Understood. But what is the point in having a file system / volume manager
combination if you don´t offer the required redundancy levels? And that
included parity with more than one or two disks for me. Or parity-based
redundancy *at all* given the current status of the raid56 implementation.

Mirroring is not the solution to everything. Many use cases include the
need
for many disks and a lot of space. And parity-based is definitely needed
right
from the start imho.
Post by Duncan
Altho certainly the devs haven't been idle. /Tremendous/ progress has
been made in general btrfs stability in that time. It's just that,
well,
stability /did/ become the overriding focus, and in that time, btrfs has
gone from a definitely experimental filesystem that could and did often
eat data, to one that's still not entirely stable and where backups for
data of any value are still strongly recommended, but that works pretty
well, most of the time for most users, including not only the
traditional
filesystem features, but even most of the existing non-traditional
features that are (nearly) btrfs specific.
Yes, btrfs was (not sure what the status in later kernels 3.17 and 3.18 is)
not very stable. Stability certainly has priority.
Post by Duncan
FWIW, the other, more mature but not fully GPLv2 kernel license
compatible alternative is Sun/Oracle's ZFS. It's a mature filesystem
with many promised btrfs features already implemented and long mature,
but choosing it does mean either choosing a non-mainline kernel module
with questionable legal issues (or the slower userspace code), or
choosing a kernel other than Linux -- one of the implementing BSDs or
Solaris. That's the most viable current option for some would-be btrfs
users, tho it's not so viable for others, for various reasons.
I played with it.

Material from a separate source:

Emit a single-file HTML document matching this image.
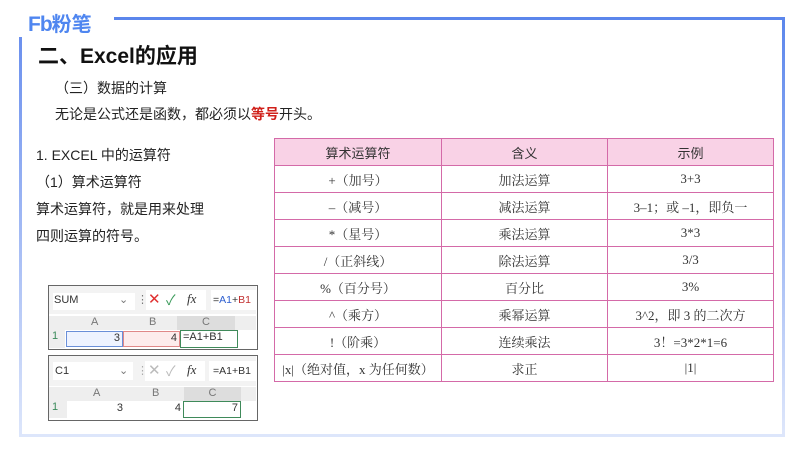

It has a rock solid parity implementation but some other
downsides like the requirement for ECC memory, large memory footprint,
sub-optimal interaction with the linux memory management, I/O
characteristics
due to the nature of RAIDZ (all number of I/Os in a raid group (called
‚vddv‘)
is exactly the number of I/O one disk is able to do - regardless of the
number
of disks in the vdev), and so on.
Post by Duncan
The other more general raid solution would be to get the n-way-parity
code into the kernel's md- or dmraid implementations. I've no idea what
the status is there, but presumably they're considering it, and given
btrfs implementation timetables, they may well have it implemented and
stable long before btrfs does.
I´ve asked on the kernel mailing list as well since it would be a waste
to throw this not entirely simple work away.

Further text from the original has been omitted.